There’s a swing factor in property you just don’t find anywhere else.
You know why property is the most amazing asset class in the world?
Because its different?
Why is it different?
Well, did you ever hear about the guy who overpaid on BHP shares because he just loved the stock so much and his emotions got the better of him?
That’s because it never happens.
But in property, it happens all the time.
Like this sale the other day. Emotions ended up driving the auction $365,000 over reserve.
It was a three-bedroom house on two titles covering 993 square metres at 40 Pulsford Road, Prospect, SA. It sold at auction for $1,901,000.
According to the agent:
It sold because of its uniqueness and the high demand in the area. It was a character bluestone cottage built in 1880, but not heritage-listed. Other properties on the street from a similar era had already been knocked down. The most unusual thing was the fact it was 2 separate Torrens title allotments being sold together.
We had a lot of interest from people living on the street or in the area with one block who wanted more. The eventual buyer lives on the same street. He has a 500-square-metre block and wants to build a three-car garage.
For him, having a three-car garage was really important. That’s something he couldn’t have in current property. He’ll do some renovation, but for him it was the fact he got a 30-metre frontage.
30 metre frontage? Two titles? That sounds like something a lot of developers would be interested in… Were there no developers sniffing around?
It’s a really good development opportunity. You could put three homes on that site.
We developers did bid, but they bid lower, in the $1.1 million-$1.2 million range and missed out.
But hang on, don’t developers usually offer more than owner occupiers? Isnt that the rule?
It comes back to fact that he lived in the area. There’s an emotional connection.
And that’s it.
I’m no area expert on inner-North Adelaide, but my gut sense would be that anything north of $1.2m would struggle to be in the money.

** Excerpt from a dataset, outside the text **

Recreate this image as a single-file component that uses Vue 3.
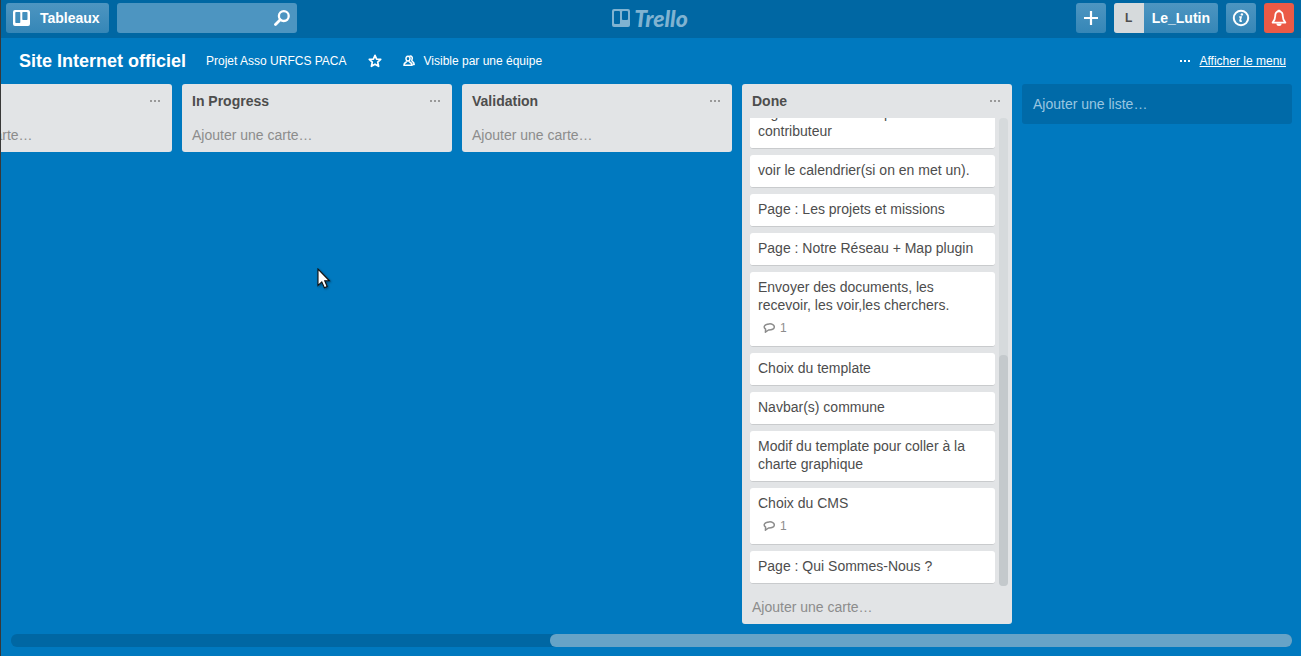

The developers knew what they were doing.
But the guy who bought it?
He just didn’t care about the numbers. He had a connection that he valued and he was willing to pay for it.
And for me, this is what makes property so interesting. Emotions are a factor.
Strike the right emotional tone and you can make serious money.
It’s a double-edged sword though. Strike the wrong tone and you’ll be underpaid.
But it’s very rare.
Developers set a floor price based on pure numbers.
Above that, it’s all about emotion.
And the sky’s the limit.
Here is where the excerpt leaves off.